* Start THE RECORDS *

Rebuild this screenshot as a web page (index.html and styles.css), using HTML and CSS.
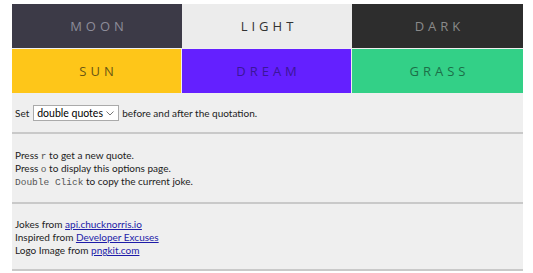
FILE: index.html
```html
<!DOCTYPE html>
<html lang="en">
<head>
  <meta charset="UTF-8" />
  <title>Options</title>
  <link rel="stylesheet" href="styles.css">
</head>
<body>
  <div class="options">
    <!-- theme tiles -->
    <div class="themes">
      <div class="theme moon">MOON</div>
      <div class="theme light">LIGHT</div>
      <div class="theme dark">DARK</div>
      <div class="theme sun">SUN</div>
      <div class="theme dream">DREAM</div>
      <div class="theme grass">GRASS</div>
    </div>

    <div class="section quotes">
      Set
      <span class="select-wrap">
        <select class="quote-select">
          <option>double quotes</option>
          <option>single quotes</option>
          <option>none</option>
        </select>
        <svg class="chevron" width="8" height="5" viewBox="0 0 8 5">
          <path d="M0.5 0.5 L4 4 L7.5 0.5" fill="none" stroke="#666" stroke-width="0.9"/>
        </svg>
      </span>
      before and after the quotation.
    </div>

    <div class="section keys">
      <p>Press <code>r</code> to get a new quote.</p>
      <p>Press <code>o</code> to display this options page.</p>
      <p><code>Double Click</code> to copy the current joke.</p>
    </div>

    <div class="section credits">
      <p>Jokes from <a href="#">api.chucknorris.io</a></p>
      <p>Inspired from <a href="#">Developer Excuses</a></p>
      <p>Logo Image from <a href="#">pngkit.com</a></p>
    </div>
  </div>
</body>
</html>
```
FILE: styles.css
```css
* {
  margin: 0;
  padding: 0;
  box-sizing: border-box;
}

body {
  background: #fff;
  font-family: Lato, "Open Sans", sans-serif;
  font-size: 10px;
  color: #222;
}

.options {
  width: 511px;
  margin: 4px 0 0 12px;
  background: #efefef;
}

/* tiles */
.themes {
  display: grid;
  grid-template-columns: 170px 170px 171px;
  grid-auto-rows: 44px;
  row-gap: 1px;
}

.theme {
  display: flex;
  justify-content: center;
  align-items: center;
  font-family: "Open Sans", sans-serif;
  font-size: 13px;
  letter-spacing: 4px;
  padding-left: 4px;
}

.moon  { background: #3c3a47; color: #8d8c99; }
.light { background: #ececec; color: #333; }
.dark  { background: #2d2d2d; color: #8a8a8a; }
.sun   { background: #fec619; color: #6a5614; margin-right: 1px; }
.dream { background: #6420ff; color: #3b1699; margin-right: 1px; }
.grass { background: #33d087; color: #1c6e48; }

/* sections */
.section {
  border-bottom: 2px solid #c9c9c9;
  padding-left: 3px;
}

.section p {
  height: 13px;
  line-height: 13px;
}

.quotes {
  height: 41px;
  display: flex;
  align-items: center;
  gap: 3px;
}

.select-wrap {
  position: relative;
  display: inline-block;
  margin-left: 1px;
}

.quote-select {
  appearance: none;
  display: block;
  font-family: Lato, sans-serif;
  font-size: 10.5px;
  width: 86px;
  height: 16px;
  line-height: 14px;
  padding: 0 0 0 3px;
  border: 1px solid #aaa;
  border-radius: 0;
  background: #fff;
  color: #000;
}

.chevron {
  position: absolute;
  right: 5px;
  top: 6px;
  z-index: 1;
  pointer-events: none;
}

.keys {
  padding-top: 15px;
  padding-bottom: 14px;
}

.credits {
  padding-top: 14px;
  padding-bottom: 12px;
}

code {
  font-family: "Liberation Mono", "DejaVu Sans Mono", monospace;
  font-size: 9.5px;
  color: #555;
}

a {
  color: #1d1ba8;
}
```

* End THE RECORDS *
* Start THE RECORDS *

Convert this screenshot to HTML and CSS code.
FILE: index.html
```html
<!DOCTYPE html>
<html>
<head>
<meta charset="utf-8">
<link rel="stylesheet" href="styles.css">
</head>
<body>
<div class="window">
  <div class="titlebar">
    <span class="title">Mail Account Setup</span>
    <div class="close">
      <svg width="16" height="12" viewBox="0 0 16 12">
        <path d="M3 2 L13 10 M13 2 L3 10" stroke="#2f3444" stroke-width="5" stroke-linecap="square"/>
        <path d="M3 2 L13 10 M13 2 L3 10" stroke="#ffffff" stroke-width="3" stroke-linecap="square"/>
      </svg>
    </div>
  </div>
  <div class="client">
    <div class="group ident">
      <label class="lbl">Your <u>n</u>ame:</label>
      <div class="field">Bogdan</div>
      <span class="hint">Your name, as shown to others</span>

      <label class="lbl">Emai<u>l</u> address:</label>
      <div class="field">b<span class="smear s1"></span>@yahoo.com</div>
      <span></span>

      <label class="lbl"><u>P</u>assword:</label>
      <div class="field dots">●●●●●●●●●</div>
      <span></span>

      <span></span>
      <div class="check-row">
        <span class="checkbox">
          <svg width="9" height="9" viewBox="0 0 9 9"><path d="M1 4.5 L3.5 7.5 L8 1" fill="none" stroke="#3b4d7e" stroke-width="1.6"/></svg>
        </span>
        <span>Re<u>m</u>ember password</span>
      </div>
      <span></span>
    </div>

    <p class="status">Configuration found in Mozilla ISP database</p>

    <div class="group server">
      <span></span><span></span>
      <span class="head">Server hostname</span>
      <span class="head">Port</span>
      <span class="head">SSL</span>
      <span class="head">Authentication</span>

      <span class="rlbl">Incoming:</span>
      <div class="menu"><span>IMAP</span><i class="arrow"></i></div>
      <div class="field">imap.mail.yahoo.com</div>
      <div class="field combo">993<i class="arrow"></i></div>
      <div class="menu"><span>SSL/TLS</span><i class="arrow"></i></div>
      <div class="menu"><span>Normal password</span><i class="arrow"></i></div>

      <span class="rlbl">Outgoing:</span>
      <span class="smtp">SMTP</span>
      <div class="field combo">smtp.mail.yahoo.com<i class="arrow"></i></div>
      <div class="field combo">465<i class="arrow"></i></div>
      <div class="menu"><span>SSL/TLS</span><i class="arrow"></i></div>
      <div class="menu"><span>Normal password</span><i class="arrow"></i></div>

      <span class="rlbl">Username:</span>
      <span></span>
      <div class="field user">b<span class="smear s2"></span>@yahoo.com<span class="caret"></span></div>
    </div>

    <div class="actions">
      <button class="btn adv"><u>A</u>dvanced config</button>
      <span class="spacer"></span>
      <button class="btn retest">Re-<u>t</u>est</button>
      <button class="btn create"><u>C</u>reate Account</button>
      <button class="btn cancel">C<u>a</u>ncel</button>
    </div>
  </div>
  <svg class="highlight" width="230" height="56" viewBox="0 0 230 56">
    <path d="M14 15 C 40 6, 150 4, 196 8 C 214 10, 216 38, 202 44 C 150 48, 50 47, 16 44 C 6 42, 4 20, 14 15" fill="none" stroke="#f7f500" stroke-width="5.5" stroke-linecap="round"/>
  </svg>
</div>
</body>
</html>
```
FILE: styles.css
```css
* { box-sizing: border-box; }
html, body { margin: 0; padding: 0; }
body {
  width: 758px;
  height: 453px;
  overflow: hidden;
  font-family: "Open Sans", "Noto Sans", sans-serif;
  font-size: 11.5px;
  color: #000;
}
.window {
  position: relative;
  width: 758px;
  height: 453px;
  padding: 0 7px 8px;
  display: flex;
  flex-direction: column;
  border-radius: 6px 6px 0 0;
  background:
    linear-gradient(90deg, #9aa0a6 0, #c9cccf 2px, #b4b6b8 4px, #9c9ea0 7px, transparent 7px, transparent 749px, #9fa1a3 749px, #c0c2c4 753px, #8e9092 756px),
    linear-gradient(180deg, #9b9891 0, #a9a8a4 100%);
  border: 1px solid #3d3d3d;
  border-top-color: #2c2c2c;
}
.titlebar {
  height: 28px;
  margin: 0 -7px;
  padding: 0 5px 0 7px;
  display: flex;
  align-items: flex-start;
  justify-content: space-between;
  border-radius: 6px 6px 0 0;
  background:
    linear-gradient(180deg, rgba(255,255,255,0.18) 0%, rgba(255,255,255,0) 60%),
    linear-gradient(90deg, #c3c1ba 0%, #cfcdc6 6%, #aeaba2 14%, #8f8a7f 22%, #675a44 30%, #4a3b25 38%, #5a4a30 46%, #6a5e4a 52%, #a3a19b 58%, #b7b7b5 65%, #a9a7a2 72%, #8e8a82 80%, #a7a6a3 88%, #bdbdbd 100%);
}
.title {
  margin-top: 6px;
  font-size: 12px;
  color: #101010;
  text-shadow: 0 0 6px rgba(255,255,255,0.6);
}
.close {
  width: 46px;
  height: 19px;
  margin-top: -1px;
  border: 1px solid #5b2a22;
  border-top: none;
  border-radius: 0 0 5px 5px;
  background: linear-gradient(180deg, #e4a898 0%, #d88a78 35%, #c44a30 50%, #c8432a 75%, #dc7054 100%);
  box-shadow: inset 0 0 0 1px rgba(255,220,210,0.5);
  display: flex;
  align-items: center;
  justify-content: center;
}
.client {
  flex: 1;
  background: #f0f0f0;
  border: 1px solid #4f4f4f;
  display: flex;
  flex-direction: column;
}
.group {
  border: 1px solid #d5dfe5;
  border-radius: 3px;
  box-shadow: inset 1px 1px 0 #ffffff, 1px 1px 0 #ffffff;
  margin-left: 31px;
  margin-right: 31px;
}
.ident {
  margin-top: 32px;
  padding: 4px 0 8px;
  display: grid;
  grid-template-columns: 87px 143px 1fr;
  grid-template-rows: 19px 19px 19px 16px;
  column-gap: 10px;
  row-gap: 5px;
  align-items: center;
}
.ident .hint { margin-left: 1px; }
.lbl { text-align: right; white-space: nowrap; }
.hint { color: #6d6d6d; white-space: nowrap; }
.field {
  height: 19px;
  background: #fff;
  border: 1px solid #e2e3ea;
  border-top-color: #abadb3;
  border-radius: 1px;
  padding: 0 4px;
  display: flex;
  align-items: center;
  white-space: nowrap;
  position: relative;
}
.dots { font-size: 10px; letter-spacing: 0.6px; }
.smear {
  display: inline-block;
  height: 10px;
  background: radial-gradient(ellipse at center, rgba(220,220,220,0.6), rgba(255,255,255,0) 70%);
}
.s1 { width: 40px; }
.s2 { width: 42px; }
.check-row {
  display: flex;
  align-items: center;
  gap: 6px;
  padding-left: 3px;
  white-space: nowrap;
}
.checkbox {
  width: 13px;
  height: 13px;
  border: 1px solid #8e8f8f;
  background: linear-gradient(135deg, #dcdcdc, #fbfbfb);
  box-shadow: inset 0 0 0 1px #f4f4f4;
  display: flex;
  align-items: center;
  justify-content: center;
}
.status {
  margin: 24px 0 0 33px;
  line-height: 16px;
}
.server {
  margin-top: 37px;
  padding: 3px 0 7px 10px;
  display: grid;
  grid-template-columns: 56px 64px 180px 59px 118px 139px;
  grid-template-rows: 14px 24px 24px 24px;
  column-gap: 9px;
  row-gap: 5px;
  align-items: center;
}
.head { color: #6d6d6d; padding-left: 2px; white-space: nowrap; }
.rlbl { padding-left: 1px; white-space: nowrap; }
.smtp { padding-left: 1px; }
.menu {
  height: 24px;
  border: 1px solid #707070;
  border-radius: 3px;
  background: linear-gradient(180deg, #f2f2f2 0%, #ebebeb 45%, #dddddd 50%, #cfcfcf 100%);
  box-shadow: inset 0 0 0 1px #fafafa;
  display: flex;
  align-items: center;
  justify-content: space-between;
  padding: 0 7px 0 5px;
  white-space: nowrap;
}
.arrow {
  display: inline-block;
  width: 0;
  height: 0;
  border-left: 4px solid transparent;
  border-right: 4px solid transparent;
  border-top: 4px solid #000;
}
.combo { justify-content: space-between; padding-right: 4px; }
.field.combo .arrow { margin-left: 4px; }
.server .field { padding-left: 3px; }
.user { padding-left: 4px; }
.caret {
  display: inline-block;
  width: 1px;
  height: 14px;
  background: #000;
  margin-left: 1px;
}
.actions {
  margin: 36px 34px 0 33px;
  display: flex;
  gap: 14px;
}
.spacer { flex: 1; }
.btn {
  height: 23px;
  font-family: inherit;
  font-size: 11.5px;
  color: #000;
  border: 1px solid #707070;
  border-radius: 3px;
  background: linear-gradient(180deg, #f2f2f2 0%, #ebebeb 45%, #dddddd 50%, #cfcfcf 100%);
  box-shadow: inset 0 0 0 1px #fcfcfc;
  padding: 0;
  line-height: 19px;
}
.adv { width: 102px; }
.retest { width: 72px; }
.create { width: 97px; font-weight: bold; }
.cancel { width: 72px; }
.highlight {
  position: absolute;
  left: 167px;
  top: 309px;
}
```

* End THE RECORDS *

## REQUEST
The required answer is a single number: the count of lines in the entries that hold the string "this".

## FINISHED EXERCISE
3